* **TO BE DONE**
Repeat what the lines below say, word for word, and skip every image.

* **DATASET EXTRACT**
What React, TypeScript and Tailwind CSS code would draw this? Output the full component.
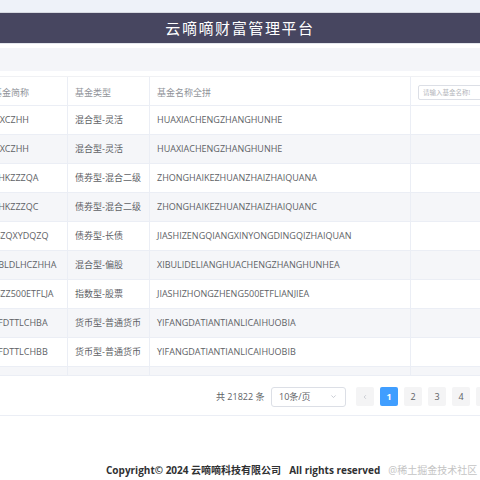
import { FC } from "react";

const rows = [
  { code: "HXCZHH", type: "混合型-灵活", pinyin: "HUAXIACHENGZHANGHUNHE" },
  { code: "HXCZHH", type: "混合型-灵活", pinyin: "HUAXIACHENGZHANGHUNHE" },
  { code: "ZHKZZZQA", type: "债券型-混合二级", pinyin: "ZHONGHAIKEZHUANZHAIZHAIQUANA" },
  { code: "ZHKZZZQC", type: "债券型-混合二级", pinyin: "ZHONGHAIKEZHUANZHAIZHAIQUANC" },
  { code: "JSZQXYDQZQ", type: "债券型-长债", pinyin: "JIASHIZENGQIANGXINYONGDINGQIZHAIQUAN" },
  { code: "XBLDLHCZHHA", type: "混合型-偏股", pinyin: "XIBULIDELIANGHUACHENGZHANGHUNHEA" },
  { code: "JSZZ500ETFLJA", type: "指数型-股票", pinyin: "JIASHIZHONGZHENG500ETFLIANJIEA" },
  { code: "YFDTTLCHBA", type: "货币型-普通货币", pinyin: "YIFANGDATIANTIANLICAIHUOBIA" },
  { code: "YFDTTLCHBB", type: "货币型-普通货币", pinyin: "YIFANGDATIANTIANLICAIHUOBIB" },
];

const font = { fontFamily: '"Open Sans", "Noto Sans CJK SC", sans-serif' };

const App: FC = () => {
  return (
    <div className="w-[480px] h-[480px] overflow-hidden bg-white" style={font}>
      {/* Header */}
      <div className="h-[13px] bg-[#eef2f9] border-b border-[#d6d9e0]" />
      <div className="h-[30px] bg-[#474660] flex items-center justify-center">
        <h1 className="text-white text-[15px] tracking-[1.6px] leading-none">云嘀嘀财富管理平台</h1>
      </div>
      <div className="h-[5px] bg-white border-t border-[#e3e6ec]" />
      <div className="h-[23px] bg-[#f4f5f9]" />
      <div className="h-[5px] bg-white" />

      {/* Table */}
      <div className="-ml-[13px] w-[520px] border-t border-[#f0f1f4]">
        <div className="flex h-[29px] border-b border-[#ebeef5] text-[9px] text-[#909399]">
          <div className="w-[81px] h-full flex items-center pt-[3px] pl-[6px] border-r border-[#ebeef5] whitespace-nowrap">基金简称</div>
          <div className="w-[82px] h-full flex items-center pt-[3px] pl-[7px] border-r border-[#ebeef5]">基金类型</div>
          <div className="w-[261px] h-full flex items-center pt-[3px] pl-[7px] border-r border-[#ebeef5]">基金名称全拼</div>
          <div className="flex-1 h-full flex items-center pt-[3px] pl-[7px]">
            <div className="w-[80px] h-[15px] border border-[#dcdfe6] rounded-[2px] flex items-center pl-[4px] text-[6.5px] text-[#b4b6bb] whitespace-nowrap">
              请输入基金名称!
            </div>
          </div>
        </div>
        {rows.map((r, i) => (
          <div
            key={i}
            className={`flex h-[29px] items-center border-b border-[#ebeef5] text-[9px] text-[#606266] ${
              i % 2 === 1 ? "bg-[#f5f6f9]" : "bg-white"
            }`}
          >
            <div className="w-[81px] h-full flex items-center pl-[6px] border-r border-[#ebeef5] whitespace-nowrap">{r.code}</div>
            <div className="w-[82px] h-full flex items-center pl-[7px] border-r border-[#ebeef5] whitespace-nowrap">{r.type}</div>
            <div className="w-[261px] h-full flex items-center pl-[7px] border-r border-[#ebeef5] whitespace-nowrap">{r.pinyin}</div>
            <div className="flex-1 h-full" />
          </div>
        ))}
        <div className="flex h-[9px] bg-[#f5f6f9] border-b border-[#ebeef5]">
          <div className="w-[81px] border-r border-[#ebeef5]" />
          <div className="w-[82px] border-r border-[#ebeef5]" />
          <div className="w-[261px] border-r border-[#ebeef5]" />
        </div>
      </div>

      {/* Pagination */}
      <div className="h-[40px] pt-[2px] border-b border-[#ebeef5] flex items-center pl-[216px] text-[9px] text-[#606266]">
        <span className="whitespace-nowrap w-[55px] shrink-0">共 21822 条</span>
        <div className="w-[75px] h-[20px] border border-[#dcdfe6] rounded-[3px] flex items-center justify-between pl-[7px] pr-[8px] shrink-0">
          <span>10条/页</span>
          <svg width="7" height="7" viewBox="0 0 10 10" fill="none" stroke="#c0c4cc" strokeWidth="1.2">
            <path d="M2 3.5 L5 6.5 L8 3.5" />
          </svg>
        </div>
        <div className="flex gap-[6px] ml-[10px] shrink-0">
          <div className="w-[18px] h-[19px] bg-[#f4f4f5] rounded-[2px] flex items-center justify-center">
            <svg width="6" height="6" viewBox="0 0 10 10" fill="none" stroke="#c0c4cc" strokeWidth="1.3">
              <path d="M6.5 2 L3.5 5 L6.5 8" />
            </svg>
          </div>
          <div className="w-[18px] h-[19px] bg-[#409eff] rounded-[2px] flex items-center justify-center text-white font-bold">1</div>
          {[2, 3, 4, 5].map((n) => (
            <div key={n} className="w-[18px] h-[19px] bg-[#f4f4f5] rounded-[2px] flex items-center justify-center">
              {n}
            </div>
          ))}
        </div>
      </div>

      {/* Footer */}
      <div className="h-[63px] flex items-end pb-[1px] pl-[106px] whitespace-nowrap text-[10px]">
        <span className="font-bold text-[#303133]">Copyright© 2024 云嘀嘀科技有限公司</span>
        <span className="font-bold text-[#303133] ml-[8px]">All rights reserved</span>
        <span className="text-[#c4c4c4] ml-[8px]">@稀土掘金技术社区</span>
      </div>
    </div>
  );
};

export default App;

* **RESPONSE BELOW**
What React, TypeScript and Tailwind CSS code would draw this? Output the full component.
import { FC } from "react";

const rows = [
  { code: "HXCZHH", type: "混合型-灵活", pinyin: "HUAXIACHENGZHANGHUNHE" },
  { code: "HXCZHH", type: "混合型-灵活", pinyin: "HUAXIACHENGZHANGHUNHE" },
  { code: "ZHKZZZQA", type: "债券型-混合二级", pinyin: "ZHONGHAIKEZHUANZHAIZHAIQUANA" },
  { code: "ZHKZZZQC", type: "债券型-混合二级", pinyin: "ZHONGHAIKEZHUANZHAIZHAIQUANC" },
  { code: "JSZQXYDQZQ", type: "债券型-长债", pinyin: "JIASHIZENGQIANGXINYONGDINGQIZHAIQUAN" },
  { code: "XBLDLHCZHHA", type: "混合型-偏股", pinyin: "XIBULIDELIANGHUACHENGZHANGHUNHEA" },
  { code: "JSZZ500ETFLJA", type: "指数型-股票", pinyin: "JIASHIZHONGZHENG500ETFLIANJIEA" },
  { code: "YFDTTLCHBA", type: "货币型-普通货币", pinyin: "YIFANGDATIANTIANLICAIHUOBIA" },
  { code: "YFDTTLCHBB", type: "货币型-普通货币", pinyin: "YIFANGDATIANTIANLICAIHUOBIB" },
];

const font = { fontFamily: '"Open Sans", "Noto Sans CJK SC", sans-serif' };

const App: FC = () => {
  return (
    <div className="w-[480px] h-[480px] overflow-hidden bg-white" style={font}>
      {/* Header */}
      <div className="h-[13px] bg-[#eef2f9] border-b border-[#d6d9e0]" />
      <div className="h-[30px] bg-[#474660] flex items-center justify-center">
        <h1 className="text-white text-[15px] tracking-[1.6px] leading-none">云嘀嘀财富管理平台</h1>
      </div>
      <div className="h-[5px] bg-white border-t border-[#e3e6ec]" />
      <div className="h-[23px] bg-[#f4f5f9]" />
      <div className="h-[5px] bg-white" />

      {/* Table */}
      <div className="-ml-[13px] w-[520px] border-t border-[#f0f1f4]">
        <div className="flex h-[29px] border-b border-[#ebeef5] text-[9px] text-[#909399]">
          <div className="w-[81px] h-full flex items-center pt-[3px] pl-[6px] border-r border-[#ebeef5] whitespace-nowrap">基金简称</div>
          <div className="w-[82px] h-full flex items-center pt-[3px] pl-[7px] border-r border-[#ebeef5]">基金类型</div>
          <div className="w-[261px] h-full flex items-center pt-[3px] pl-[7px] border-r border-[#ebeef5]">基金名称全拼</div>
          <div className="flex-1 h-full flex items-center pt-[3px] pl-[7px]">
            <div className="w-[80px] h-[15px] border border-[#dcdfe6] rounded-[2px] flex items-center pl-[4px] text-[6.5px] text-[#b4b6bb] whitespace-nowrap">
              请输入基金名称!
            </div>
          </div>
        </div>
        {rows.map((r, i) => (
          <div
            key={i}
            className={`flex h-[29px] items-center border-b border-[#ebeef5] text-[9px] text-[#606266] ${
              i % 2 === 1 ? "bg-[#f5f6f9]" : "bg-white"
            }`}
          >
            <div className="w-[81px] h-full flex items-center pl-[6px] border-r border-[#ebeef5] whitespace-nowrap">{r.code}</div>
            <div className="w-[82px] h-full flex items-center pl-[7px] border-r border-[#ebeef5] whitespace-nowrap">{r.type}</div>
            <div className="w-[261px] h-full flex items-center pl-[7px] border-r border-[#ebeef5] whitespace-nowrap">{r.pinyin}</div>
            <div className="flex-1 h-full" />
          </div>
        ))}
        <div className="flex h-[9px] bg-[#f5f6f9] border-b border-[#ebeef5]">
          <div className="w-[81px] border-r border-[#ebeef5]" />
          <div className="w-[82px] border-r border-[#ebeef5]" />
          <div className="w-[261px] border-r border-[#ebeef5]" />
        </div>
      </div>

      {/* Pagination */}
      <div className="h-[40px] pt-[2px] border-b border-[#ebeef5] flex items-center pl-[216px] text-[9px] text-[#606266]">
        <span className="whitespace-nowrap w-[55px] shrink-0">共 21822 条</span>
        <div className="w-[75px] h-[20px] border border-[#dcdfe6] rounded-[3px] flex items-center justify-between pl-[7px] pr-[8px] shrink-0">
          <span>10条/页</span>
          <svg width="7" height="7" viewBox="0 0 10 10" fill="none" stroke="#c0c4cc" strokeWidth="1.2">
            <path d="M2 3.5 L5 6.5 L8 3.5" />
          </svg>
        </div>
        <div className="flex gap-[6px] ml-[10px] shrink-0">
          <div className="w-[18px] h-[19px] bg-[#f4f4f5] rounded-[2px] flex items-center justify-center">
            <svg width="6" height="6" viewBox="0 0 10 10" fill="none" stroke="#c0c4cc" strokeWidth="1.3">
              <path d="M6.5 2 L3.5 5 L6.5 8" />
            </svg>
          </div>
          <div className="w-[18px] h-[19px] bg-[#409eff] rounded-[2px] flex items-center justify-center text-white font-bold">1</div>
          {[2, 3, 4, 5].map((n) => (
            <div key={n} className="w-[18px] h-[19px] bg-[#f4f4f5] rounded-[2px] flex items-center justify-center">
              {n}
            </div>
          ))}
        </div>
      </div>

      {/* Footer */}
      <div className="h-[63px] flex items-end pb-[1px] pl-[106px] whitespace-nowrap text-[10px]">
        <span className="font-bold text-[#303133]">Copyright© 2024 云嘀嘀科技有限公司</span>
        <span className="font-bold text-[#303133] ml-[8px]">All rights reserved</span>
        <span className="text-[#c4c4c4] ml-[8px]">@稀土掘金技术社区</span>
      </div>
    </div>
  );
};

export default App;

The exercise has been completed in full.